As the scan at the start of this post indicates my copy of this issue has severe damage along the top of the front and back covers. The color has been torn away and bits of the paper stuck to the first page. The damage on the back cover is even worse. But aside from some minor water damage to the interior, the inside pages are in fine shape.

1 Comment

  • Barry I. Grauman says:

    I’ve had the opportunity to read several of Gold Key’s “TWILIGHT ZONE” comic books, and some of them are quite good! And Rod’s caricatures, obviously traced from publicity photos, are pretty accurate. The two main stories, “Second-Hand Clothes” and “The Impressionist”, are intriguing (although the first sounds like a variation of Charles Beaumont’s “Dead Man’s Shoes”, from season three).
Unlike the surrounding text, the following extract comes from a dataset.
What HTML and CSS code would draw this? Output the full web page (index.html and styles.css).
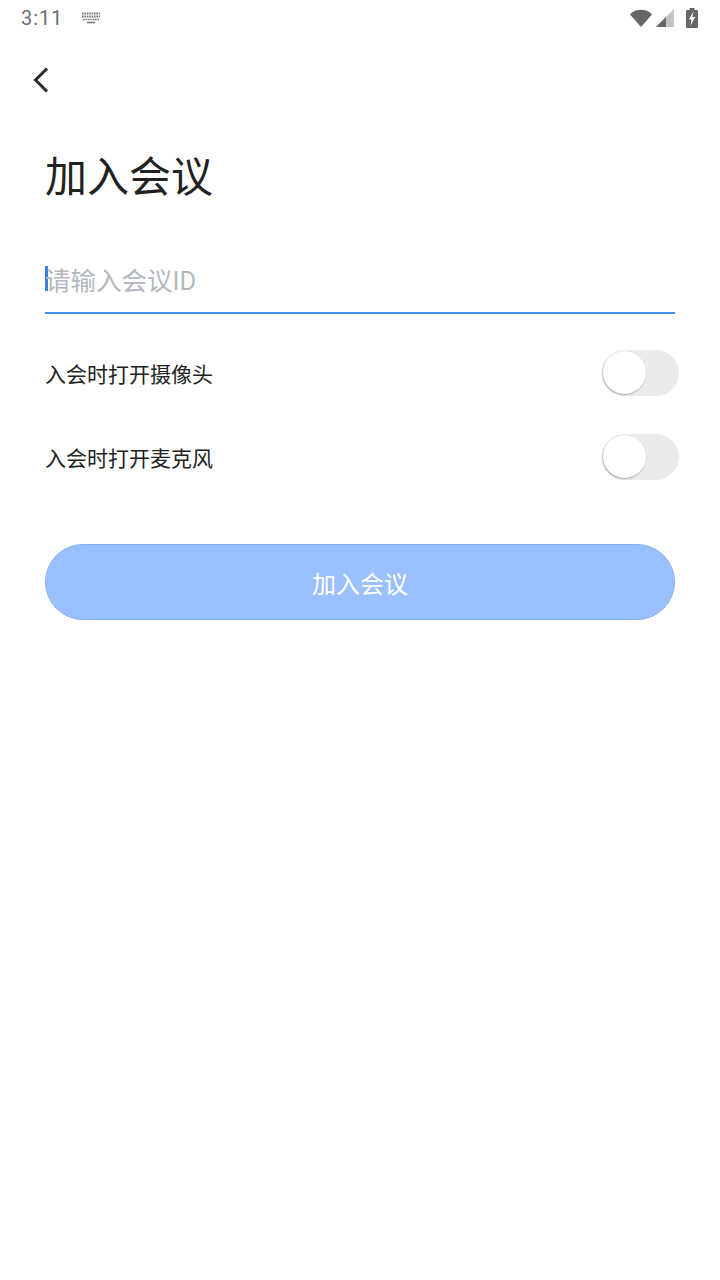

The cover illustration of “the beggar” looks a lot like Tom Neal from 1945’s B-movie film noir, “Detour”. The ending is quite touching…but you can bet “Bob Fuller” is going to keep his suit on for as long as he can!
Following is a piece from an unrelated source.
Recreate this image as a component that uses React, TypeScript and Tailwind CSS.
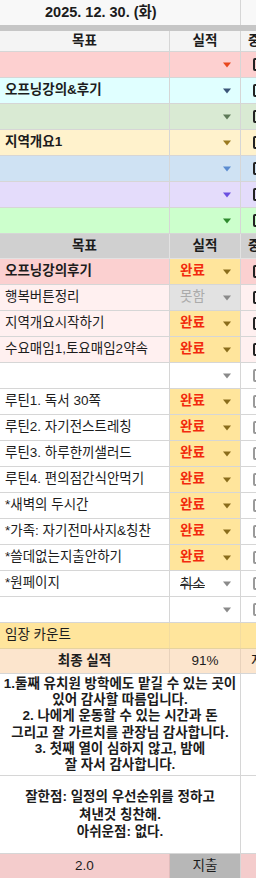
import React from 'react';

type TopRow = { bg: string; arrow: string; text?: string };
type Task = { text: string; bold?: boolean; bg: string; status: '' | '완료' | '못함' | '취소'; dark?: boolean };

const topRows: TopRow[] = [
  { bg: 'bg-[#fdd0d0]', arrow: 'border-t-[#e8471c]' },
  { bg: 'bg-[#e0ffff]', arrow: 'border-t-[#3b5578]', text: '오프닝강의&후기' },
  { bg: 'bg-[#d9ead3]', arrow: 'border-t-[#5e7a58]' },
  { bg: 'bg-[#fff2cc]', arrow: 'border-t-[#9a7a20]', text: '지역개요1' },
  { bg: 'bg-[#cfe2f3]', arrow: 'border-t-[#5b8bd0]' },
  { bg: 'bg-[#e4dcfb]', arrow: 'border-t-[#6a4fe0]' },
  { bg: 'bg-[#ccffcc]', arrow: 'border-t-[#2e8a2e]' },
];

const tasks: Task[] = [
  { text: '오프닝강의후기', bold: true, bg: 'bg-[#fbd0d0]', status: '완료', dark: true },
  { text: '행복버튼정리', bg: 'bg-[#fff0f0]', status: '못함', dark: true },
  { text: '지역개요시작하기', bg: 'bg-[#fff0f0]', status: '완료', dark: true },
  { text: '수요매임1,토요매임2약속', bg: 'bg-[#fff0f0]', status: '완료', dark: true },
  { text: '', bg: 'bg-white', status: '' },
  { text: '루틴1. 독서 30쪽', bg: 'bg-white', status: '완료' },
  { text: '루틴2. 자기전스트레칭', bg: 'bg-white', status: '완료' },
  { text: '루틴3. 하루한끼샐러드', bg: 'bg-white', status: '완료' },
  { text: '루틴4. 편의점간식안먹기', bg: 'bg-white', status: '완료' },
  { text: '*새벽의 두시간', bg: 'bg-white', status: '완료' },
  { text: '*가족: 자기전마사지&칭찬', bg: 'bg-white', status: '완료' },
  { text: '*쓸데없는지출안하기', bg: 'bg-white', status: '완료' },
  { text: '*원페이지', bg: 'bg-white', status: '취소' },
  { text: '', bg: 'bg-white', status: '' },
];

const Arrow = ({ color }: { color: string }) => (
  <span className={`absolute right-[9px] top-1/2 -translate-y-1/2 w-0 h-0 border-l-[4.5px] border-r-[4.5px] border-t-[5px] border-l-transparent border-r-transparent ${color}`} />
);

const Box = ({ dark }: { dark?: boolean }) => (
  <div className={`ml-[12px] w-[14px] h-[13px] shrink-0 rounded-[2px] border-2 ${dark ? 'border-[#222]' : 'border-[#9a9a9a]'}`} />
);

const StatusCell = ({ status }: { status: Task['status'] }) => {
  if (status === '완료')
    return (
      <div className="relative w-[71px] h-full border-r border-[#d6d6d6] bg-[#ffe59c] flex items-center pl-[10px]">
        <span className="font-bold text-[#f2290d]">완료</span>
        <Arrow color="border-t-[#8a6d1c]" />
      </div>
    );
  if (status === '못함')
    return (
      <div className="relative w-[71px] h-full border-r border-[#d6d6d6] bg-[#e2e2e2] flex items-center pl-[10px]">
        <span className="text-[#ababab]">못함</span>
        <Arrow color="border-t-[#8a8a8a]" />
      </div>
    );
  if (status === '취소')
    return (
      <div className="relative w-[71px] h-full border-r border-[#d6d6d6] flex items-center pl-[10px]">
        <div className="relative text-[#222] leading-[18px]">
          취소
          {/* strike line */}
          <div className="absolute left-0 right-0 top-[10px] h-[1.5px] bg-[#333]" />
        </div>
        <Arrow color="border-t-[#8a8a8a]" />
      </div>
    );
  return (
    <div className="relative w-[71px] h-full border-r border-[#d6d6d6]">
      <Arrow color="border-t-[#8a8a8a]" />
    </div>
  );
};

export default function App() {
  return (
    <div className="w-[256px] h-[878px] overflow-hidden bg-white text-[13.5px] text-[#1c1c1c] font-['Liberation_Sans','Noto_Sans_CJK_KR',sans-serif]">
      {/* date title */}
      <div className="flex h-[25px] bg-[#f8f8f8]">
        <div className="w-[241px] border-r border-[#d6d6d6] flex items-center pl-[45px] font-bold text-[14.5px]">2025. 12. 30. (화)</div>
      </div>
      <div className="h-[6px] bg-[#c6c6c6]" />

      {/* header */}
      <div className="flex h-[21px] bg-[#f4f4f4] border-b border-[#d6d6d6] font-bold">
        <div className="w-[170px] border-r border-[#d6d6d6] flex items-center justify-center">목표</div>
        <div className="w-[71px] border-r border-[#d6d6d6] flex items-center justify-center">실적</div>
        <div className="flex-1 overflow-hidden flex items-center pl-[7px] whitespace-nowrap">중</div>
      </div>

      {topRows.map((r, i) => (
        <div key={i} className={`flex h-[26px] border-b border-[#d6d6d6] ${r.bg}`}>
          <div className="w-[170px] border-r border-[#d6d6d6] flex items-center pl-[5px] font-bold">{r.text}</div>
          <div className="relative w-[71px] border-r border-[#d6d6d6]">
            <Arrow color={r.arrow} />
          </div>
          <div className="flex-1 overflow-hidden flex items-center">
            <Box dark />
          </div>
        </div>
      ))}

      {/* second header */}
      <div className="flex h-[25px] bg-[#d0d0d0] border-b border-[#e2e2e2] font-bold">
        <div className="w-[170px] border-r border-[#e2e2e2] flex items-center justify-center">목표</div>
        <div className="w-[71px] border-r border-[#e2e2e2] flex items-center justify-center">실적</div>
        <div className="flex-1 overflow-hidden flex items-center pl-[7px] whitespace-nowrap">중</div>
      </div>

      {tasks.map((t, i) => (
        <div key={i} className={`flex h-[26px] border-b border-[#d6d6d6] ${t.bg}`}>
          <div className={`w-[170px] border-r border-[#d6d6d6] flex items-center pl-[5px] whitespace-nowrap overflow-hidden ${t.bold ? 'font-bold' : ''}`}>
            {t.text}
          </div>
          <StatusCell status={t.status} />
          <div className="flex-1 overflow-hidden flex items-center">
            <Box dark={t.dark} />
          </div>
        </div>
      ))}

      {/* summary rows */}
      <div className="flex h-[26px] bg-[#ffe59c] border-b border-[#e6d3a0]">
        <div className="w-[170px] border-r border-[#f3dca0] flex items-center pl-[5px]">임장 카운트</div>
        <div className="w-[71px] border-r border-[#f3dca0]" />
        <div className="flex-1" />
      </div>
      <div className="flex h-[25px] bg-[#fce5cd] border-b border-[#d6d6d6]">
        <div className="w-[170px] border-r border-[#e8d2bc] flex items-center justify-center font-bold">최종 실적</div>
        <div className="w-[71px] border-r border-[#e8d2bc] flex items-center justify-center">91%</div>
        <div className="flex-1 overflow-hidden flex items-center pl-[10px] whitespace-nowrap">저</div>
      </div>

      {/* gratitude notes */}
      <div className="flex h-[102px] border-b border-[#d6d6d6]">
        <div className="w-[241px] border-r border-[#d6d6d6] flex flex-col items-center justify-center text-center font-bold text-[13.5px] leading-[16.3px] whitespace-nowrap">
          <p>1.둘째 유치원 방학에도 맡길 수 있는 곳이</p>
          <p>있어 감사할 따름입니다.</p>
          <p>2. 나에게 운동할 수 있는 시간과 돈</p>
          <p>그리고 잘 가르치를 관장님 감사합니다.</p>
          <p>3. 첫째 열이 심하지 않고, 밤에</p>
          <p>잘 자서 감사합니다.</p>
        </div>
        <div className="flex-1" />
      </div>
      <div className="flex h-[78px] border-b border-[#d6d6d6]">
        <div className="w-[241px] border-r border-[#d6d6d6] flex flex-col items-center justify-center text-center font-bold text-[13.5px] leading-[17.5px]">
          <p>잘한점: 일정의 우선순위를 정하고</p>
          <p>쳐낸것 칭찬해.</p>
          <p>아쉬운점: 없다.</p>
        </div>
        <div className="flex-1" />
      </div>

      {/* footer */}
      <div className="flex h-[25px]">
        <div className="w-[170px] bg-[#f4cccc] border-r border-[#e0bcbc] flex items-center justify-center">2.0</div>
        <div className="w-[71px] bg-[#b7b7b7] border-r border-[#d6d6d6] flex items-center justify-center">지출</div>
        <div className="flex-1 bg-[#f4cccc]" />
      </div>
    </div>
  );
}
    “Programmed Vacation” is interesting, but from the way you describe it, it lacks a “punchline”. The most obvious one is where someone recognizes him on the street and says, “Gee, Bentlow, you look terrible! You ought to take a vacation…” PLOP! goes Bentlow as he faints on the sidewalk. “Ronald Bentlow- the man who just took a vacation…and who also discovered, somewhat belatedly, that rest and relaxation requires more than just numbers and holes on a punch card. Next time YOU plan to get away from it all, be sure to check your brains as well as your baggage at the gate, before entering- The Twilight Zone”.

    The one-page story, “The Mysterious Gambler”, sounds like it was inspired by Kurt Vonnegut’s “Report on the Barnhouse Effect” and Beaumont’s “TWILIGHT ZONE” episode “The Prime Mover”.